• [REQUIREMENTS] Return the lines where the word "this" occurs.
-- start INFORMATION PROVIDED --
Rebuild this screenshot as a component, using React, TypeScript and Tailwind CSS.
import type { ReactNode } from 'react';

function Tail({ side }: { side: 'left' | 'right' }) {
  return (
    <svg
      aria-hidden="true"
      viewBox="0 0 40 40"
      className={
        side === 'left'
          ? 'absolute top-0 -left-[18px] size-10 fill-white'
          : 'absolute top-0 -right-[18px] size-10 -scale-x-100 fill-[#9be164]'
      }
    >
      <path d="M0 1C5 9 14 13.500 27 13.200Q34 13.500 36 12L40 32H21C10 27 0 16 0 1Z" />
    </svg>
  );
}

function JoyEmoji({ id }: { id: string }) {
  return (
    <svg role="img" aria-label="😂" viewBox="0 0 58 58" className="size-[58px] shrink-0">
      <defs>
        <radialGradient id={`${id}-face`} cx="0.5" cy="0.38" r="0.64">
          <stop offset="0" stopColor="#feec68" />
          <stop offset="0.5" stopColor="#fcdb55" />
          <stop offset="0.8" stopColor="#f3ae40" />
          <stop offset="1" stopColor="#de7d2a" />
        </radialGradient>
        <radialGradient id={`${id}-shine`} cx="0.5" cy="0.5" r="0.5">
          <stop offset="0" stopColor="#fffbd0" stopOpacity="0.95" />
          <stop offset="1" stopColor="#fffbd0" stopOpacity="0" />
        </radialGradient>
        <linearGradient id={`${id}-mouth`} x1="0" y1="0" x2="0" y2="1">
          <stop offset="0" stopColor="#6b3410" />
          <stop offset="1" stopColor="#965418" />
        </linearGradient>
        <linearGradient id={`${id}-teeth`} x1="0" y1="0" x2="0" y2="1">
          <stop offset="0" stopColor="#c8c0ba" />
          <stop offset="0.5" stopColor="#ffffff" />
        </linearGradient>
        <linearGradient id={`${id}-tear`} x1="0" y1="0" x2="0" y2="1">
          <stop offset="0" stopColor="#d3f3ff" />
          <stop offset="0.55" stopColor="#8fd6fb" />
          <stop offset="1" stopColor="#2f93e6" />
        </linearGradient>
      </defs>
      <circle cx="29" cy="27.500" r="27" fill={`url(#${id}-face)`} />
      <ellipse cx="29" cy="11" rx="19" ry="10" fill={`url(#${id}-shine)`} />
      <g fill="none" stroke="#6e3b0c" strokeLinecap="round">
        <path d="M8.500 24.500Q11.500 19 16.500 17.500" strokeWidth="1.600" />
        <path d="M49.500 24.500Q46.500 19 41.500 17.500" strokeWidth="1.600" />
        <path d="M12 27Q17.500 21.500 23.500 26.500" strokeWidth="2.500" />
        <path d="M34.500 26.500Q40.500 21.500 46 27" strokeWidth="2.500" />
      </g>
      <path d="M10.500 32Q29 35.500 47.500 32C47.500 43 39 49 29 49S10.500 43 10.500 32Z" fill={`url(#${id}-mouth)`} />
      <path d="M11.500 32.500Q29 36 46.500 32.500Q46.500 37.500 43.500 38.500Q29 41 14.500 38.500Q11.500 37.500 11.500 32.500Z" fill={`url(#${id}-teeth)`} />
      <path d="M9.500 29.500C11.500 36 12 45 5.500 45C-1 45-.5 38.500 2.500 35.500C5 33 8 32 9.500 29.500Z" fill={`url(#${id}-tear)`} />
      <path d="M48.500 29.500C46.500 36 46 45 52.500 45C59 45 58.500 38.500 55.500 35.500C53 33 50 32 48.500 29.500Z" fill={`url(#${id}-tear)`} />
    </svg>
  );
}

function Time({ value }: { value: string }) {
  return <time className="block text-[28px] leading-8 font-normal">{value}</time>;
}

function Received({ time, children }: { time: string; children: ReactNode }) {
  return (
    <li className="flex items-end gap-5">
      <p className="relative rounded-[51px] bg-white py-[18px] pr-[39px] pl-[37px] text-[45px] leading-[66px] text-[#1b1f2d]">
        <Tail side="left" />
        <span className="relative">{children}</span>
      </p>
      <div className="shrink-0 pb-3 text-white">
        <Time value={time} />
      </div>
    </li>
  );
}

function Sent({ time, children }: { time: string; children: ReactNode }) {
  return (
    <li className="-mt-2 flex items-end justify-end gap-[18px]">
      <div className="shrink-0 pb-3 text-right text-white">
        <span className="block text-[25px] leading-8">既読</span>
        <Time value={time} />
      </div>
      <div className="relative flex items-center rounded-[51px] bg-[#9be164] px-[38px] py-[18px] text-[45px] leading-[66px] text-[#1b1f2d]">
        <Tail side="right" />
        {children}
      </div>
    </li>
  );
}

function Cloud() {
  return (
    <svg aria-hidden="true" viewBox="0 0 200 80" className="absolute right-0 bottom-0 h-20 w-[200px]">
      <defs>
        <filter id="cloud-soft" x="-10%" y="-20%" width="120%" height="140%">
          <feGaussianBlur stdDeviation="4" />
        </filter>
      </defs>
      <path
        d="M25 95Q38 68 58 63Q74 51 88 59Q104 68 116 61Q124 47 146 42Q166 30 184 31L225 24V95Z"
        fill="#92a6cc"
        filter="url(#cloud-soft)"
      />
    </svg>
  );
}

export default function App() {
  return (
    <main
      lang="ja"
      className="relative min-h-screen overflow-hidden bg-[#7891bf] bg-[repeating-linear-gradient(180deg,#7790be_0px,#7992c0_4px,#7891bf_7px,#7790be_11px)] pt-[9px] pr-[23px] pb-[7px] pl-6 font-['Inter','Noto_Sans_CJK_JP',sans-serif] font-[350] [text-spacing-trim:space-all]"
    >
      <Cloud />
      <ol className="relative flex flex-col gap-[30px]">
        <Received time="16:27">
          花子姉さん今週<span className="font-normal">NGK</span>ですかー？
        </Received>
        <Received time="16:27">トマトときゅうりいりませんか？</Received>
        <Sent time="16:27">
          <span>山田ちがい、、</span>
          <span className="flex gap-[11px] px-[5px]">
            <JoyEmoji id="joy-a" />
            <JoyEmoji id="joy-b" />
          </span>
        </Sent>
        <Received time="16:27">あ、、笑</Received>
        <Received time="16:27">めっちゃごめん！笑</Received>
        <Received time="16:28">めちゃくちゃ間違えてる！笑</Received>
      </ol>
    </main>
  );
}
-- end INFORMATION PROVIDED --
-- start INFORMATION PROVIDED --
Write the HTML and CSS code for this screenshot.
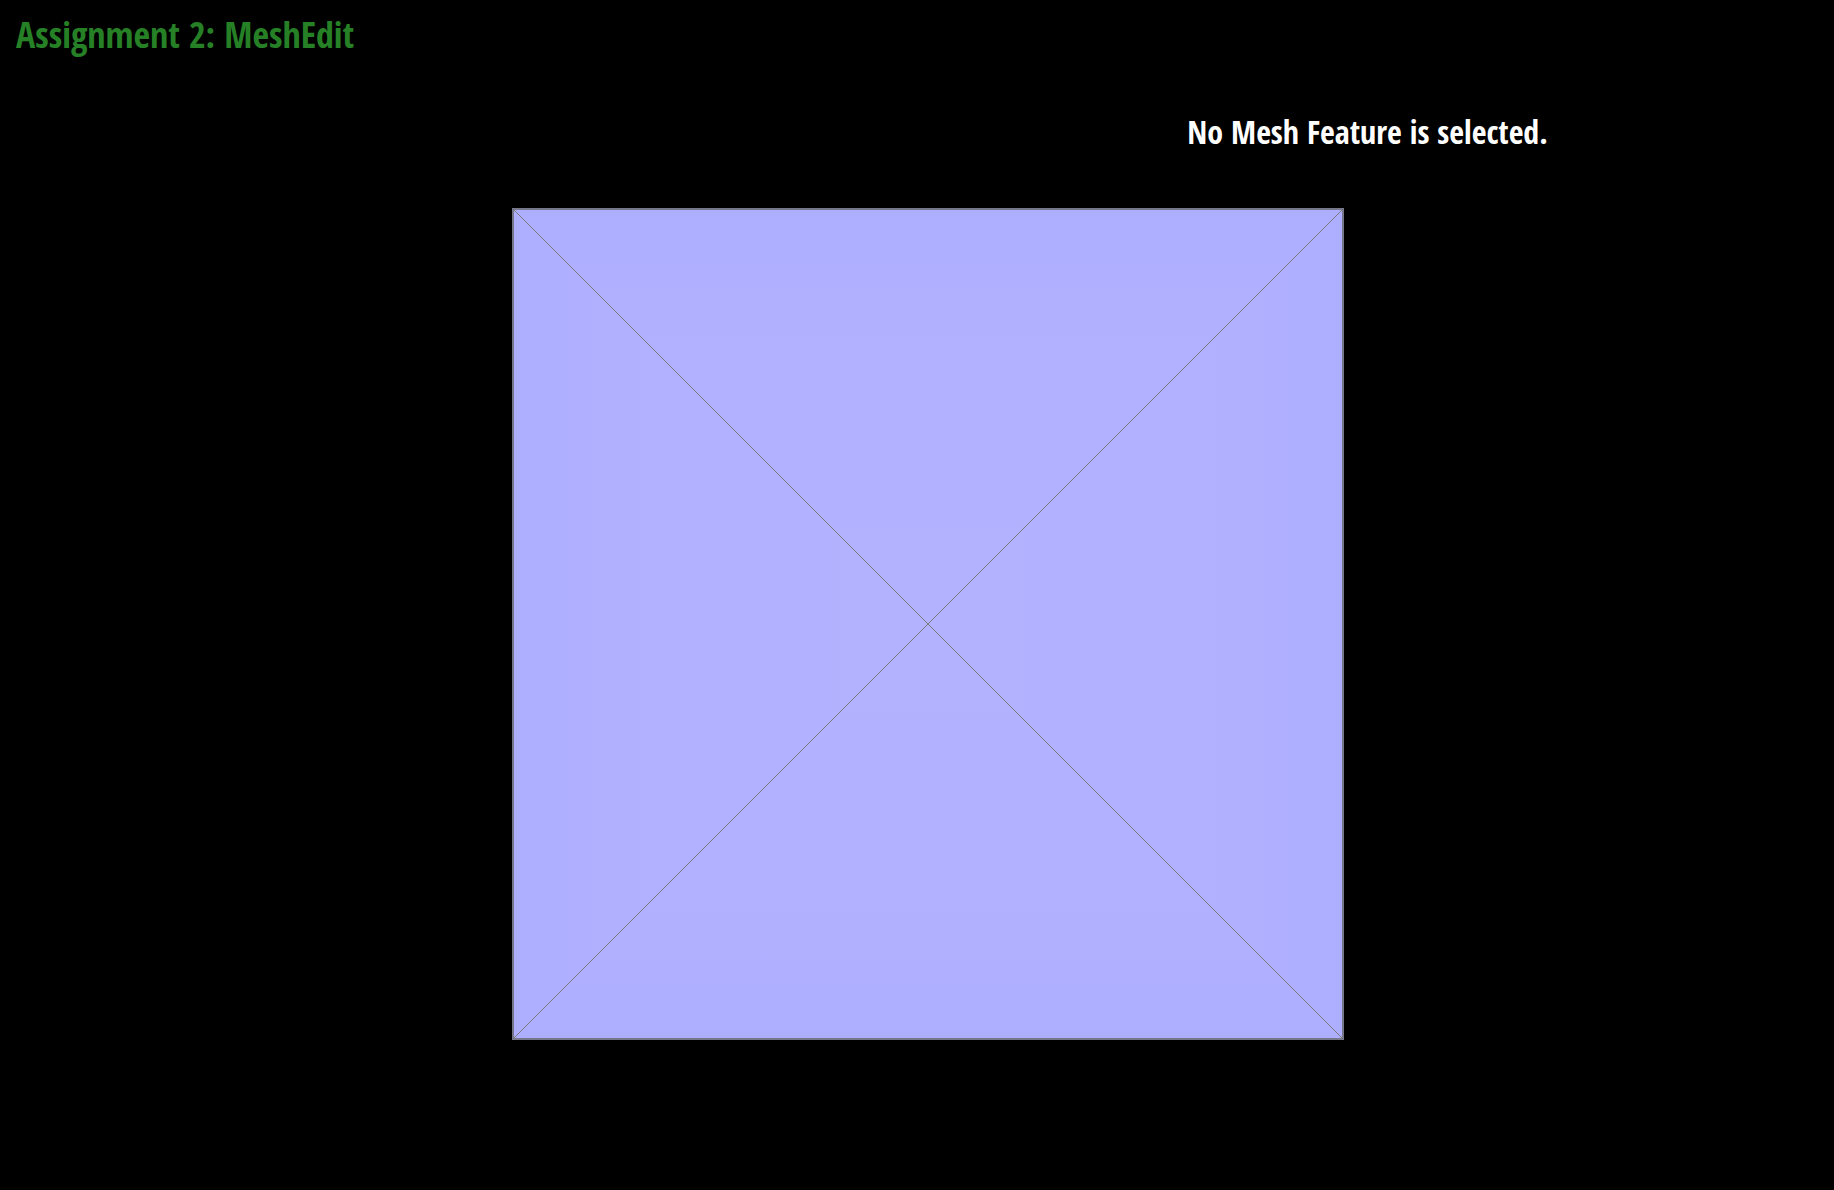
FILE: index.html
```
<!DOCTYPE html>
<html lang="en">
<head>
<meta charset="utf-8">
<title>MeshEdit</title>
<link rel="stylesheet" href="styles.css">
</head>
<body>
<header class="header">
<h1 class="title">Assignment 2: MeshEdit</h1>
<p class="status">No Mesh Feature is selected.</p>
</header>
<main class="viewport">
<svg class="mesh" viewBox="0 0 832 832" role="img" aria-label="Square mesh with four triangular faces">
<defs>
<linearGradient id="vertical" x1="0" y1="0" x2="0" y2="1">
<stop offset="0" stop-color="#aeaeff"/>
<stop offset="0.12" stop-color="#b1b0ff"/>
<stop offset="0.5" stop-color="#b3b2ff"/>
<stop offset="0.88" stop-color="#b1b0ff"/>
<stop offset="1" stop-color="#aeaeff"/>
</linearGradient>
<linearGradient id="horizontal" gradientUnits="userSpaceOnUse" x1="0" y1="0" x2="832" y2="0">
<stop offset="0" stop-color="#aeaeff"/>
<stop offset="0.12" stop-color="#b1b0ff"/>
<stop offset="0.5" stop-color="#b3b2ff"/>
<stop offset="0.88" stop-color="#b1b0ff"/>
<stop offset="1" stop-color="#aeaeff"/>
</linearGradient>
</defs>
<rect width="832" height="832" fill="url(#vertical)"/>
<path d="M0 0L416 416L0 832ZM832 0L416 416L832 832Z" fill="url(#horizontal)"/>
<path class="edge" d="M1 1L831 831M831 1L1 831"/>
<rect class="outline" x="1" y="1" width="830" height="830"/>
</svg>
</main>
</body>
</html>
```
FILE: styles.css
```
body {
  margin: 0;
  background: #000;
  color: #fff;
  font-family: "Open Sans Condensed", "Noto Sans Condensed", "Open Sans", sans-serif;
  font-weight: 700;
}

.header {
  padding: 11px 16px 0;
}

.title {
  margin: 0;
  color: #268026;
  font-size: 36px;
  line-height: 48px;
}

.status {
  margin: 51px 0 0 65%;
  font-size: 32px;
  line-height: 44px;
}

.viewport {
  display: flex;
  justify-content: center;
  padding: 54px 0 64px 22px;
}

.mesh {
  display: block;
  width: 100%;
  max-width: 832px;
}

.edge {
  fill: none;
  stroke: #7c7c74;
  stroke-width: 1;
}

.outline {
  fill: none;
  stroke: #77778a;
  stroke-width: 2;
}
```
-- end INFORMATION PROVIDED --
• [ANSWER]
Rebuild this screenshot as a component, using React, TypeScript and Tailwind CSS.
Write the HTML and CSS code for this screenshot.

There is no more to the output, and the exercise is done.